Moderation on the Kurdish question might prove to be more problematic. The CHP has recently made overtures to Kurdish groups to curry support from Kurdish voters. The chairman of the CHP recently said that legislation must be prepared for the Kurdish language to be officially recognized. But the party has a dominant Turkish nationalist wing that has opposed many Kurdish concessions. The pro-Kurdish, left-wing Peoples’ Democratic Party (HDP) was excluded from the alliance forged by the CHP in order not to alienate the party’s nationalist base. But getting Kurdish support remains the key for the CHP to move beyond identity politics and reinvent itself as a true left-wing party that prioritizes social and economic policies.

The CHP’s new Istanbul mayor has been doing just that. In the run-up to March’s local elections, he tried to appeal to all voters—Turkish and Kurdish, pious and secular.
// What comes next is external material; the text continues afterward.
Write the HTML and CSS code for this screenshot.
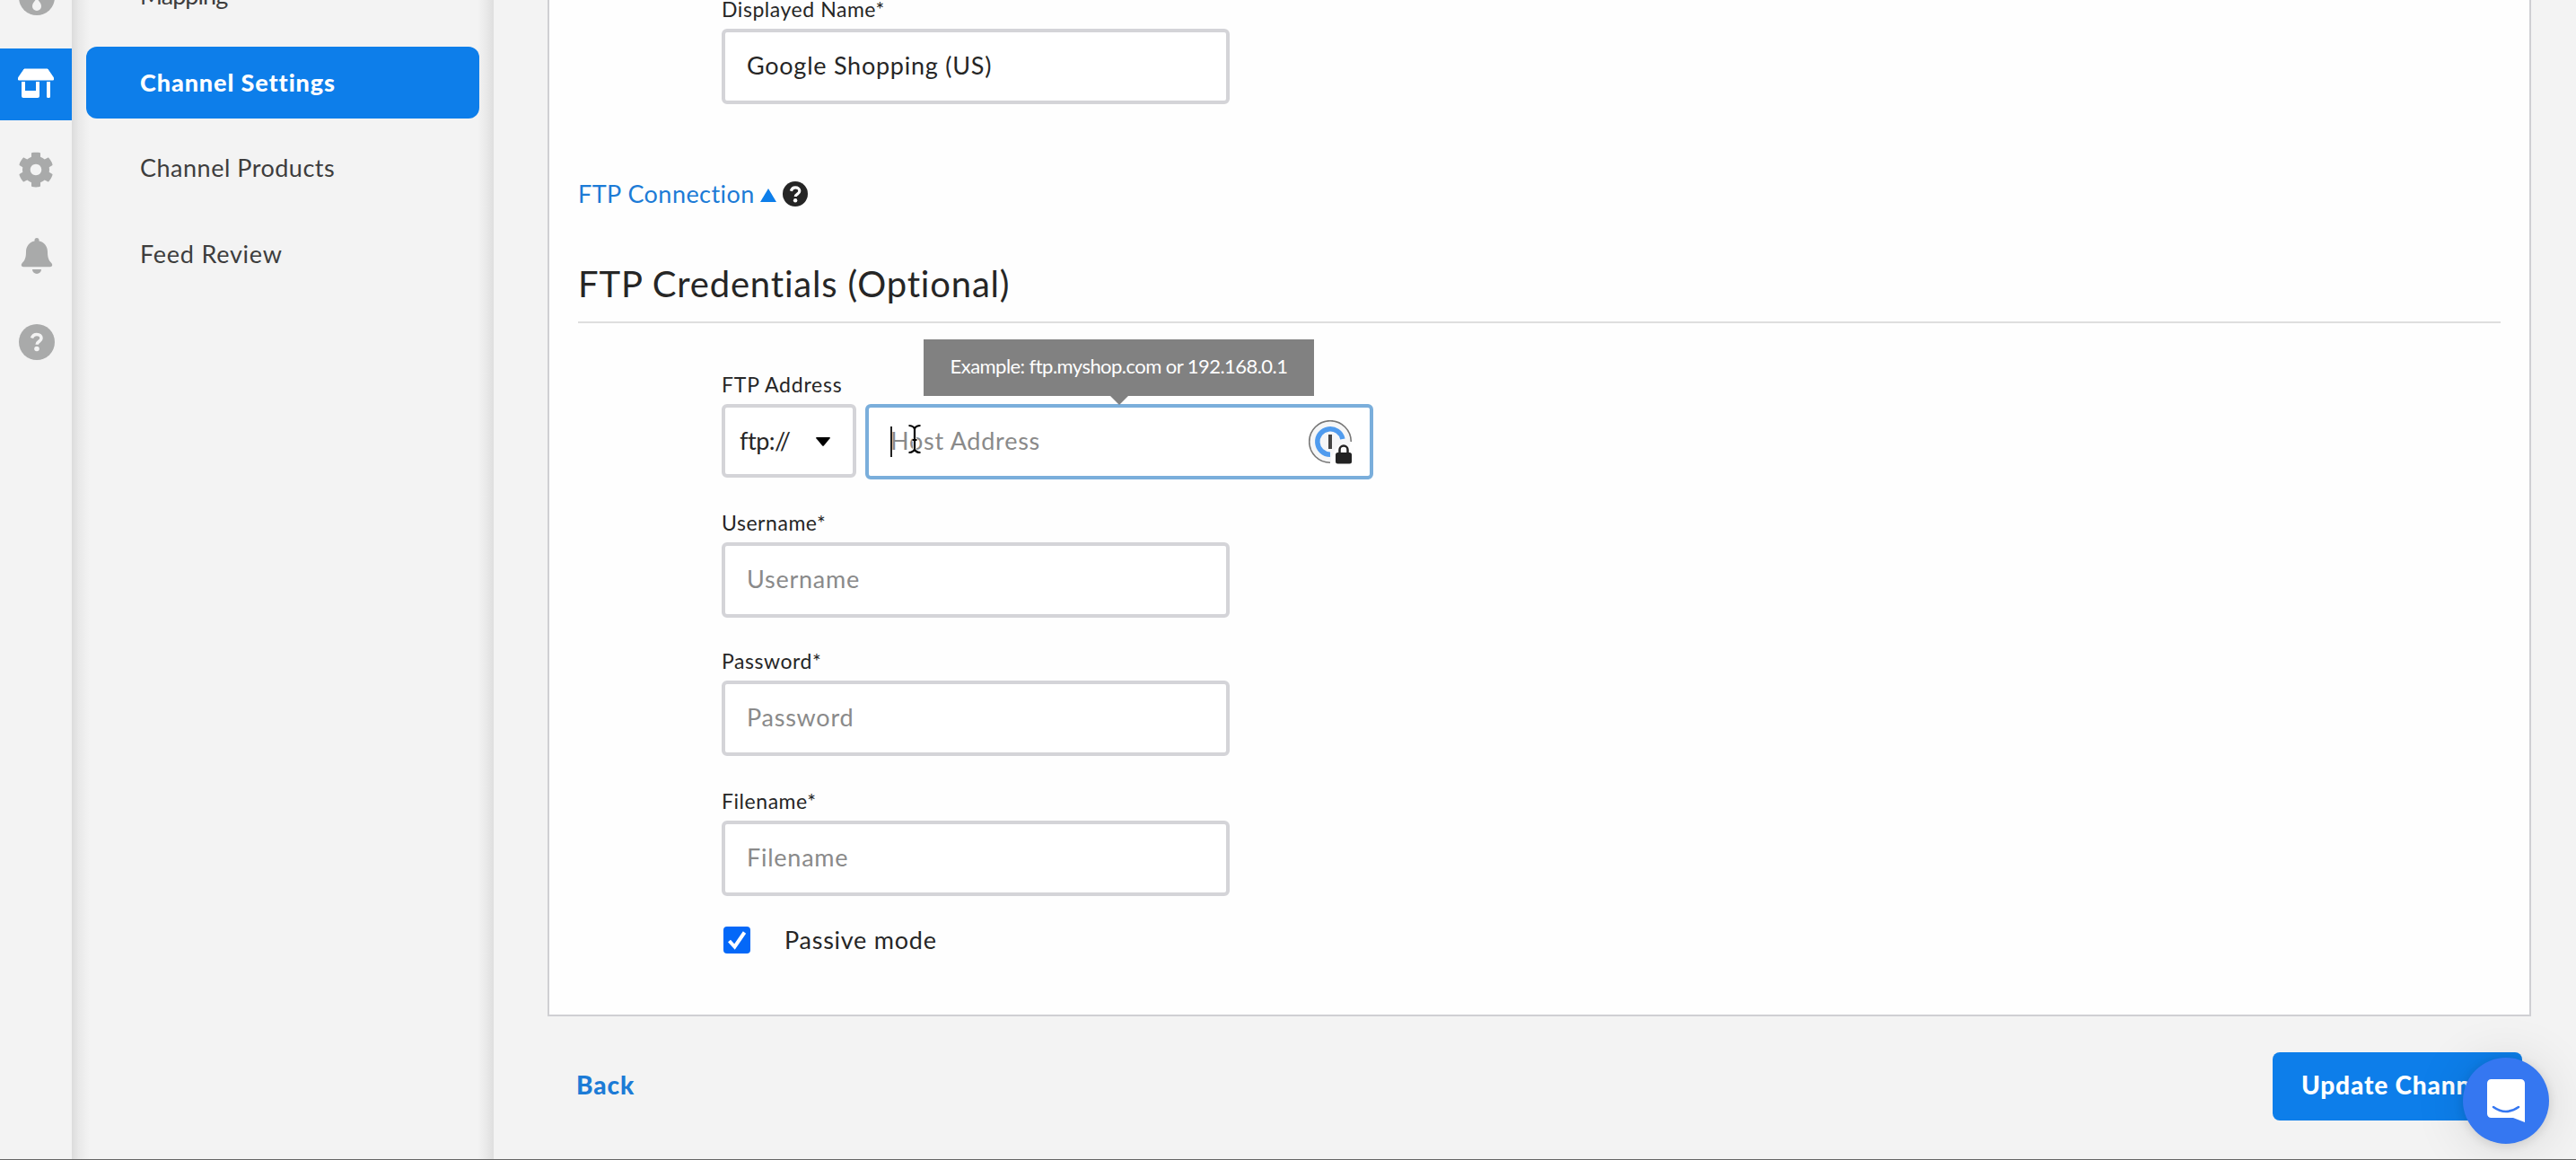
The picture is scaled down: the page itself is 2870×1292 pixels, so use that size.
FILE: index.html
```html
<!DOCTYPE html>
<html lang="en">
<head>
<meta charset="utf-8">
<title>Channel Settings</title>
<link rel="stylesheet" href="styles.css">
</head>
<body>
<div class="app">
  <nav class="rail">
    <a class="rail-item rail-item-round"><svg width="40" height="40" viewBox="0 0 40 40"><circle cx="20" cy="20" r="20" fill="#a9aaaa"/><path d="M20 21c3 4 5 6 5 9a5 5 0 0 1-10 0c0-3 2-5 5-9z" fill="#f3f3f3"/></svg></a>
    <a class="rail-item rail-item-active"><svg width="40" height="40" viewBox="0 0 40 40"><path d="M7 4h26l6.500 9.500v2.500h-39v-2.500z" fill="#fff" stroke="#fff" stroke-width="1" stroke-linejoin="round"/><path d="M4 18h4v10h12V18h4v16a2 2 0 0 1-2 2H6a2 2 0 0 1-2-2zM32 18h4v16.500a1.500 1.500 0 0 1-1.500 1.500h-1a1.500 1.500 0 0 1-1.500-1.500z" fill="#fff"/></svg></a>
    <a class="rail-item"><svg width="40" height="40" viewBox="0 0 512 512"><path fill="#a9aaaa" d="M487.400 315.700l-42.600-24.600c4.300-23.200 4.300-47 0-70.200l42.600-24.600c4.900-2.800 7.100-8.600 5.500-14-11.100-35.600-30-67.800-54.700-94.600-3.800-4.100-10-5.100-14.800-2.300L380.800 110c-17.900-15.400-38.500-27.300-60.800-35.100V25.800c0-5.600-3.900-10.500-9.400-11.700-36.700-8.200-74.300-7.800-109.200 0-5.500 1.200-9.400 6.100-9.400 11.700V75c-22.200 7.900-42.800 19.800-60.800 35.100L88.700 85.500c-4.900-2.800-11-1.900-14.800 2.300-24.700 26.700-43.600 58.900-54.700 94.600-1.700 5.400.6 11.200 5.500 14L67.300 221c-4.300 23.200-4.300 47 0 70.200l-42.600 24.600c-4.900 2.800-7.100 8.600-5.500 14 11.100 35.600 30 67.800 54.700 94.600 3.800 4.100 10 5.100 14.800 2.300l42.600-24.600c17.900 15.400 38.500 27.300 60.800 35.100v49.200c0 5.600 3.900 10.500 9.400 11.700 36.700 8.200 74.300 7.800 109.200 0 5.500-1.200 9.400-6.100 9.400-11.700v-49.200c22.200-7.900 42.800-19.800 60.800-35.100l42.600 24.600c4.900 2.800 11 1.900 14.800-2.300 24.700-26.700 43.600-58.900 54.700-94.600 1.500-5.500-.7-11.300-5.600-14.100zM256 336c-44.100 0-80-35.900-80-80s35.900-80 80-80 80 35.900 80 80-35.900 80-80 80z"/></svg></a>
    <a class="rail-item rail-item-round"><svg width="36" height="40" viewBox="0 0 36 40"><path fill="#a9aaaa" d="M18 0a2.500 2.500 0 0 1 2.500 2.500v1C26.500 4.700 30 9.500 30 15.500c0 7 1.500 9.500 4.500 12.800 1.500 1.900.5 3.900-1.500 3.900H3c-2 0-3-2-1.500-3.900C4.500 25 6 22.500 6 15.500 6 9.500 9.500 4.700 15.500 3.500v-1A2.500 2.500 0 0 1 18 0zM13 35h10a5 5 0 0 1-10 0z"/></svg></a>
    <a class="rail-item rail-item-round"><svg width="40" height="40" viewBox="0 0 40 40"><circle cx="20" cy="20" r="20" fill="#a9aaaa"/><path d="M14.500 15.500c1-3 3-4 5.500-4 3 0 5 1.800 5 4.200 0 3.600-4.800 3.600-4.800 7" fill="none" stroke="#f3f3f3" stroke-width="3.600"/><circle cx="20" cy="27.500" r="2.800" fill="#f3f3f3"/></svg></a>
  </nav>
  <nav class="submenu">
    <a class="submenu-item"><span class="t-map">Mapping</span></a>
    <a class="submenu-item submenu-item-active"><span class="t-set">Channel Settings</span></a>
    <a class="submenu-item"><span class="t-prod">Channel Products</span></a>
    <a class="submenu-item"><span class="t-feed">Feed Review</span></a>
  </nav>
  <main class="main">
    <section class="card">
      <div class="field field-first">
        <label class="label"><span class="t-label">Displayed Name*</span></label>
        <div class="input input-filled"><span class="t-value">Google Shopping (US)</span></div>
      </div>
      <div class="toggle">
        <span class="t-conn">FTP Connection</span>
        <svg class="toggle-arrow" width="18" height="15" viewBox="0 0 18 15"><path d="M9 0l9 15H0z" fill="#0d7eea"/></svg>
        <svg class="toggle-help" width="28" height="28" viewBox="0 0 28 28"><circle cx="14" cy="14" r="14" fill="#252525"/><path d="M9.300 10.800c.8-2.800 2.500-4 4.800-4 2.700 0 4.700 1.600 4.700 4 0 3.400-4.500 3.200-4.500 6.200" fill="none" stroke="#fefefe" stroke-width="3.200"/><circle cx="14.100" cy="21.300" r="2.200" fill="#fefefe"/></svg>
      </div>
      <h2 class="title"><span class="t-title">FTP Credentials (Optional)</span></h2>
      <div class="field field-address">
        <label class="label"><span class="t-addr">FTP Address</span></label>
        <div class="address-row">
          <div class="select"><span class="t-ftp">ftp://</span><svg class="select-arrow" width="16" height="10" viewBox="0 0 16 10"><path d="M1 0h14q1.500 0 .6 1.300L9 9.300q-1 1-2 0L.4 1.300Q-.5 0 1 0z" fill="#000"/></svg></div>
          <div class="input input-focus">
            <span class="t-value">Host Address</span>
            <span class="text-caret"></span>
            <svg class="ibeam" width="16" height="34" viewBox="0 0 16 34"><path d="M1.500 2q5 0 6.500 3.500Q9.500 2 14.500 2M8 5v24M1.500 32q5 0 6.500-3.500 1.500 3.500 6.500 3.500M5.500 18h5" fill="none" stroke="#fff" stroke-width="4"/><path d="M1.500 2q5 0 6.500 3.500Q9.500 2 14.500 2M8 5v24M1.500 32q5 0 6.500-3.500 1.500 3.500 6.500 3.500M5.500 18h5" fill="none" stroke="#000" stroke-width="2.200"/></svg>
            <svg class="key-icon" width="50" height="50" viewBox="0 0 50 50"><circle cx="24" cy="24" r="22.500" fill="#f5f6f7"/><path d="M24 47.300A23.300 23.300 0 1 1 47.300 24" fill="none" stroke="#777" stroke-width="1.600"/><path d="M24 38.200A14.200 14.200 0 1 1 37.900 21" fill="none" stroke="#4f9bee" stroke-width="5.500"/><path d="M22 16h4v16h-4z" fill="#444"/><path d="M25 50V42l4-8 4-6h8l5 2h4v20z" fill="#fefefe"/><path d="M34.500 37v-4a4.500 4.500 0 0 1 9 0v4" fill="none" stroke="#222" stroke-width="2.500"/><rect x="30" y="36" width="18" height="12.500" rx="2.500" fill="#222"/></svg>
            <div class="tooltip"><span class="t-tip">Example: ftp.myshop.com or 192.168.0.1</span></div>
          </div>
        </div>
      </div>
      <div class="field field-user">
        <label class="label"><span class="t-label">Username*</span></label>
        <div class="input"><span class="t-value">Username</span></div>
      </div>
      <div class="field field-pass">
        <label class="label"><span class="t-label">Password*</span></label>
        <div class="input"><span class="t-value">Password</span></div>
      </div>
      <div class="field field-file">
        <label class="label"><span class="t-label">Filename*</span></label>
        <div class="input"><span class="t-value">Filename</span></div>
      </div>
      <div class="check-row">
        <svg width="30" height="30" viewBox="0 0 30 30"><rect width="30" height="30" rx="4" fill="#0468f8"/><path d="M6.500 16l6 6.500L23.500 6.500" fill="none" stroke="#fff" stroke-width="4"/></svg>
        <span class="t-value">Passive mode</span>
      </div>
    </section>
    <footer class="footer">
      <a class="back"><span class="t-back">Back</span></a>
      <a class="button"><span class="t-upd">Update Channel</span></a>
    </footer>
  </main>
</div>
<div class="chat"><svg width="42" height="48" viewBox="0 0 42 48"><path d="M4.500 0h33A4.500 4.500 0 0 1 42 4.500V48l-13-5H4.500A4.500 4.500 0 0 1 0 38.500v-34A4.500 4.500 0 0 1 4.500 0z" fill="#fff"/><path d="M7 31q14 10 28 0" fill="none" stroke="#3577f1" stroke-width="2.500" stroke-linecap="round"/></svg></div>
</body>
</html>
```
FILE: styles.css
```css
* { box-sizing: border-box; }
html, body { margin: 0; height: 1292px; overflow: hidden; }
body { position: relative; background: #f3f3f3; font-family: Lato, "Open Sans", sans-serif; font-size: 27px; color: #262626; }
span { white-space: nowrap; }
svg { display: block; flex: none; }
.app { display: flex; height: 1292px; border-bottom: 1px solid #666; overflow: hidden; }

/* tracking per text style */
.t-map { letter-spacing: -0.95px; }
.t-set { letter-spacing: 0.9px; }
.t-prod { letter-spacing: 0.5px; }
.t-feed { letter-spacing: 0.75px; }
.t-label { letter-spacing: 0.55px; }
.t-value { letter-spacing: 0.75px; }
.t-conn { letter-spacing: 0.45px; }
.t-title { letter-spacing: 0.83px; }
.t-addr { letter-spacing: 0.78px; }
.t-ftp { letter-spacing: -0.5px; }
.t-tip { letter-spacing: -0.55px; }
.t-back { font-size: 28px; letter-spacing: 0.9px; }
.t-upd { font-size: 28px; letter-spacing: 0.85px; }

.rail { width: 80px; flex: none; display: flex; flex-direction: column; gap: 16px; margin-top: -42px; }
.rail-item { height: 80px; flex: none; display: flex; align-items: center; justify-content: center; padding-bottom: 2px; }
.rail-item-round { padding-left: 2px; }
.rail-item-active { background: #0d7eea; }

.submenu { width: 470px; flex: none; display: flex; flex-direction: column; gap: 16px; padding: 0 16px; color: #3d3d3d;
  background: linear-gradient(90deg, #dcdcdc, #e9e9e9 8px, #f3f3f3 20px, #f3f3f3 452px, #e9e9e9 462px, #dedede); }
.submenu-item { height: 80px; flex: none; display: flex; align-items: center; padding: 0 0 3px 60px; border-radius: 12px; }
.submenu-item:first-child { margin-top: -44px; }
.submenu-item-active { background: #0d7eea; color: #fff; font-weight: 900; padding-bottom: 2px; }

.main { flex: 1; padding: 0 50px 0 60px; }
.card { display: flow-root; height: 1132px; padding: 0 32px; background: #fefefe; border: 2px solid #cfcfd3; border-top: 0; }
.field { padding-left: 160px; }
.field-first { margin-top: -6px; }
.field-address { margin-top: 52px; }
.field-user, .field-pass { margin-top: 32px; }
.field-file { margin-top: 34px; }
.label { display: block; height: 32px; line-height: 32px; font-size: 23px; margin-bottom: 6px; }
.input { position: relative; width: 566px; height: 84px; border: 4px solid #d4d4d8; border-radius: 6px; background: #fff; padding: 0 24px 3px; display: flex; align-items: center; color: #8a8a8a; }
.input-filled { color: #262626; }
.input-focus { border-color: #7aaedb; }
.toggle { display: flex; height: 32px; line-height: 32px; margin-top: 84px; color: #1c7bd6; }
.toggle-arrow { margin: 10px 0 0 6px; }
.toggle-help { margin: 2px 0 0 7px; }
.title { margin: 60px 0 0; height: 68px; line-height: 48px; font-size: 40px; font-weight: 400; border-bottom: 2px solid #dedede; }
.address-row { display: flex; gap: 10px; }
.select { width: 150px; height: 82px; border: 4px solid #d4d4d8; border-radius: 6px; display: flex; align-items: center; justify-content: space-between; padding: 0 25px 2px 16px; background: #fff; }
.select-arrow { margin-top: 4px; }
.text-caret { position: absolute; left: 24px; top: 21px; width: 2px; height: 34px; background: #222; }
.ibeam { position: absolute; left: 43px; top: 18px; }
.key-icon { position: absolute; left: 490px; top: 14px; }
.tooltip { position: absolute; left: 61px; top: -76px; width: 435px; height: 63px; padding-bottom: 4px; background: #818181; color: #fff; font-size: 22px; display: flex; align-items: center; justify-content: center; }
.tooltip::after { content: ""; position: absolute; left: 208px; top: 63px; border: 10px solid transparent; border-top-color: #818181; border-bottom: 0; }
.check-row { display: flex; align-items: center; gap: 38px; height: 30px; line-height: 30px; margin: 34px 0 0 162px; }

.footer { display: flex; align-items: center; justify-content: space-between; height: 76px; margin-top: 40px; padding: 0 10px 0 32px; font-weight: 900; }
.back { color: #1c7bd6; padding-bottom: 4px; }
.button { width: 278px; height: 76px; padding: 0 0 4px 32px; display: flex; align-items: center; border-radius: 8px; background: #0d7eea; color: #fff; }
.chat { position: absolute; left: 2744px; top: 1178px; width: 96px; height: 96px; border-radius: 50%; background: #3577f1; display: flex; align-items: center; justify-content: center; box-shadow: 0 2px 12px rgba(0,0,0,.12), 0 4px 60px rgba(0,0,0,.12); }
```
He focused his campaign on addressing the city’s pressing problems such as wasteful spending, transportation and infrastructure. During his brief time as the mayor of Istanbul, he cut water utility charges and reduced public transportation for students. Imamoglu says if the city is managed well, it could contribute to lifting the troubled national economy. He spends most of his time in the poorest neighborhoods, strolling through local markets and talking to street vendors and shopkeepers. His mild-mannered temperament and his ability to connect with voters have won over voters in low-income neighborhoods.

Meanwhile, the Turkish economy is officially in recession. Unemployment is high. Food prices have spiked nearly 30 percent. President Erdogan has not offered a viable solution to the country’s growing economic problems. Instead, he blames “foreign outside powers.” This is a perfect time for the CHP to recapture the hearts and minds of the country’s working class. The fall of the European center-left should tell the CHP that left’s preoccupation with identity has diverted attention from the serious problems of lower classes and strengthened radical right-wing populism. To fight back against that, the left has to reconnect with lower classes and tackle the question of socioeconomic inequality.